There are several methods of creating KeyState in KeyStateOf, and, while it is recommended to use them, because they contain the correct logic of creating and handling the state, it is possible to implement the trait manually if custom recovery logic is required.

It is recommended to implement KeyStateOf instead of KeyState, because it allows to reuse the default PartitionFlow. One needs to implement apply method which creates a state, and all method which allows to recover all the keys for a newly assigned partition.

The most common of already provided implementations is called KeyStateOf.lazyRecovery. It constructs a KeyState using provided timer factory, persistence, and business logic and does nothing to a specific key until the record comes in, i.e. nothing happens when partition is assigned to a consumer. Even if the key state was previously persisted, the key state will only be loaded when record with such a key processing starts.

Such implementation is best suited for long living keys with no expiration logic involved. For example if the system has the users which could be inactive for a long time, but need to have their state recovered when they start doing something, it is an ideal solution because they can stay in the inactive mode in the storage without affecting the performance anyhow.

If it is required to recover all the keys from a state storage when partition is assigned, then one of the KeyStateOf.eagerRecovery methods might be a better choice. The signature is very similar to one provided by KeyStateOf.lazyRecovery, but, in addition, requires applicationId and groupId identifiers also described in PartitionFlowOf section.

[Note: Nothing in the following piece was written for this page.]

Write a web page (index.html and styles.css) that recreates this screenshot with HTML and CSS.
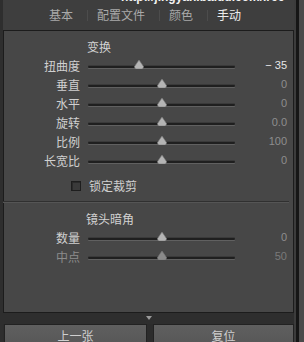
FILE: index.html
```html
<!DOCTYPE html>
<html lang="zh">
<head>
<meta charset="utf-8">
<link rel="stylesheet" href="styles.css">
</head>
<body>
<div class="app">
  <div class="edge-l"></div>
  <div class="main">
    <div class="topbar">
      <span class="watermark">http://jingyan.baidu.com/lrcc</span>
      <span class="tab">基本</span><span class="sep"></span>
      <span class="tab">配置文件</span><span class="sep"></span>
      <span class="tab">颜色</span><span class="sep"></span>
      <span class="tab active">手动</span>
    </div>
    <div class="panel">
      <div class="heading">变换</div>
      <div class="row"><span class="label">扭曲度</span><span class="slider"><span class="track"></span><svg class="thumb" style="left:46px" viewBox="0 0 10 9" width="10" height="9"><path d="M5 0 L9.5 6.5 Q9.5 9 7.5 9 L2.5 9 Q0.5 9 0.5 6.5 Z"/></svg></span><span class="value hi">− 35</span></div>
      <div class="row"><span class="label">垂直</span><span class="slider"><span class="track"></span><svg class="thumb" style="left:69px" viewBox="0 0 10 9" width="10" height="9"><path d="M5 0 L9.5 6.5 Q9.5 9 7.5 9 L2.5 9 Q0.5 9 0.5 6.5 Z"/></svg></span><span class="value">0</span></div>
      <div class="row"><span class="label">水平</span><span class="slider"><span class="track"></span><svg class="thumb" style="left:69px" viewBox="0 0 10 9" width="10" height="9"><path d="M5 0 L9.5 6.5 Q9.5 9 7.5 9 L2.5 9 Q0.5 9 0.5 6.5 Z"/></svg></span><span class="value">0</span></div>
      <div class="row"><span class="label">旋转</span><span class="slider"><span class="track"></span><svg class="thumb" style="left:69px" viewBox="0 0 10 9" width="10" height="9"><path d="M5 0 L9.5 6.5 Q9.5 9 7.5 9 L2.5 9 Q0.5 9 0.5 6.5 Z"/></svg></span><span class="value">0.0</span></div>
      <div class="row"><span class="label">比例</span><span class="slider"><span class="track"></span><svg class="thumb" style="left:69px" viewBox="0 0 10 9" width="10" height="9"><path d="M5 0 L9.5 6.5 Q9.5 9 7.5 9 L2.5 9 Q0.5 9 0.5 6.5 Z"/></svg></span><span class="value">100</span></div>
      <div class="row"><span class="label">长宽比</span><span class="slider"><span class="track"></span><svg class="thumb" style="left:69px" viewBox="0 0 10 9" width="10" height="9"><path d="M5 0 L9.5 6.5 Q9.5 9 7.5 9 L2.5 9 Q0.5 9 0.5 6.5 Z"/></svg></span><span class="value">0</span></div>
      <div class="check-row"><span class="checkbox"></span><span class="check-label">锁定裁剪</span></div>
      <div class="divider"></div>
      <div class="heading heading-2">镜头暗角</div>
      <div class="row"><span class="label">数量</span><span class="slider"><span class="track"></span><svg class="thumb" style="left:69px" viewBox="0 0 10 9" width="10" height="9"><path d="M5 0 L9.5 6.5 Q9.5 9 7.5 9 L2.5 9 Q0.5 9 0.5 6.5 Z"/></svg></span><span class="value">0</span></div>
      <div class="row dim"><span class="label">中点</span><span class="slider"><span class="track"></span><svg class="thumb" style="left:69px" viewBox="0 0 10 9" width="10" height="9"><path d="M5 0 L9.5 6.5 Q9.5 9 7.5 9 L2.5 9 Q0.5 9 0.5 6.5 Z"/></svg></span><span class="value">50</span></div>
    </div>
    <div class="strip"><span class="arrow"></span></div>
    <div class="buttons">
      <div class="btn btn-prev">上一张</div>
      <div class="btn btn-reset">复位</div>
    </div>
  </div>
  <div class="edge-r"><span class="edge-dark"></span><span class="edge-bar"></span></div>
</div>
</body>
</html>
```
FILE: styles.css
```css
html, body {
  margin: 0;
  padding: 0;
}
body {
  width: 304px;
  height: 342px;
  overflow: hidden;
  background: #2c2c2c;
  font-family: "Noto Sans CJK SC", "Noto Sans", sans-serif;
  font-size: 12px;
  color: #cfcfcf;
}
.app {
  display: flex;
  height: 342px;
}
.edge-l {
  width: 3px;
  background: #2e2e2e;
}
.main {
  width: 291px;
  display: flex;
  flex-direction: column;
}
.edge-r {
  width: 10px;
  display: flex;
  background: #3c3c3c;
}
.edge-dark {
  width: 3px;
  margin-left: 2px;
  background: #161616;
}
.edge-bar {
  width: 5px;
  background: #4a4a4a;
}

/* top tabs */
.topbar {
  position: relative;
  height: 30px;
  flex: none;
  display: flex;
  align-items: center;
  padding-left: 46px;
  background: #3e3e3e;
  color: #a9a9a9;
  line-height: 16px;
}
.watermark {
  position: absolute;
  top: -11px;
  left: 118px;
  font-family: "Liberation Sans", sans-serif;
  font-weight: bold;
  font-size: 12px;
  color: #f2f2f2;
  white-space: nowrap;
}
.tab {
  font-size: 12px;
}
.tab.active {
  color: #ececec;
}
.sep {
  width: 1px;
  height: 11px;
  margin: 0 9px 0 14px;
  background: #4c4c4c;
}

/* panel */
.panel {
  height: 283px;
  flex: none;
  box-sizing: border-box;
  border: 1px solid #1c1c1c;
  background: #474747;
  padding-top: 6px;
}
.heading {
  height: 19px;
  line-height: 19px;
  padding-left: 83px;
  color: #d2d2d2;
}
.heading-2 {
  padding-left: 82px;
}
.row {
  display: grid;
  grid-template-columns: 76px 147px 44px;
  column-gap: 8px;
  height: 19px;
  align-items: center;
  line-height: 19px;
}
.label {
  text-align: right;
  color: #d0d0d0;
}
.value {
  text-align: right;
  color: #8e8e8e;
  font-family: "Liberation Sans", sans-serif;
  font-size: 11px;
}
.value.hi {
  color: #e6e6e6;
}
.dim .label {
  color: #8c8c8c;
}
.dim .value {
  color: #7a7a7a;
}
.slider {
  position: relative;
  height: 19px;
}
.track {
  position: absolute;
  left: 0;
  right: 0;
  top: 10px;
  height: 2px;
  border-radius: 2px;
  background: #1f1f1f;
  box-shadow: 0 1px 0 #606060, 0 -1px 0 #3a3a3a;
}
.thumb {
  position: absolute;
  top: 4px;
  fill: #b4b4b4;
  stroke: #7a7a7a;
  stroke-width: 0.6;
}
.dim .thumb {
  fill: #8a8a8a;
}

.check-row {
  display: flex;
  align-items: center;
  height: 19px;
  margin-top: 6px;
  padding-left: 67px;
}
.checkbox {
  width: 8px;
  height: 8px;
  border: 1px solid #1e1e1e;
  background: #3a3a3a;
  box-shadow: inset 1px 1px 0 #2a2a2a;
  margin-right: 8px;
}
.check-label {
  color: #d0d0d0;
}
.divider {
  margin: 6px 4px 0 -1px;
  height: 1px;
  border-top: 1px solid #303030;
  background: #555555;
  margin-bottom: 6px;
}

.strip {
  height: 11px;
  flex: none;
  background: #2e2e2e;
  position: relative;
}
.arrow {
  position: absolute;
  left: 143px;
  top: 3px;
  width: 0;
  height: 0;
  border-left: 3px solid transparent;
  border-right: 3px solid transparent;
  border-top: 4px solid #9a9a9a;
}
.buttons {
  display: flex;
  gap: 6px;
  padding-left: 1px;
}
.btn {
  height: 30px;
  box-sizing: border-box;
  border: 1px solid #222;
  background: linear-gradient(#5f5f5f, #545454);
  color: #cfcfcf;
  text-align: center;
  line-height: 22px;
  font-size: 12px;
}
.btn-prev {
  width: 143px;
}
.btn-reset {
  width: 141px;
}
```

These are need to allow KeyStateOf to get list of application related keys from a key storage implementation, which is to be passed as KeysOf trait.

The business logic in all of the factory methods described above is specified by implementation of FoldOption trait. Besides that, implementation of KeyFlowOf is required, which describes when the state is to be persisted and timers are fired. Some implementations are requiring TimerFlowOf instead of KeyFlowOf, which is easier to use, but is also less flexible.

All of these traits are discussed further in this document.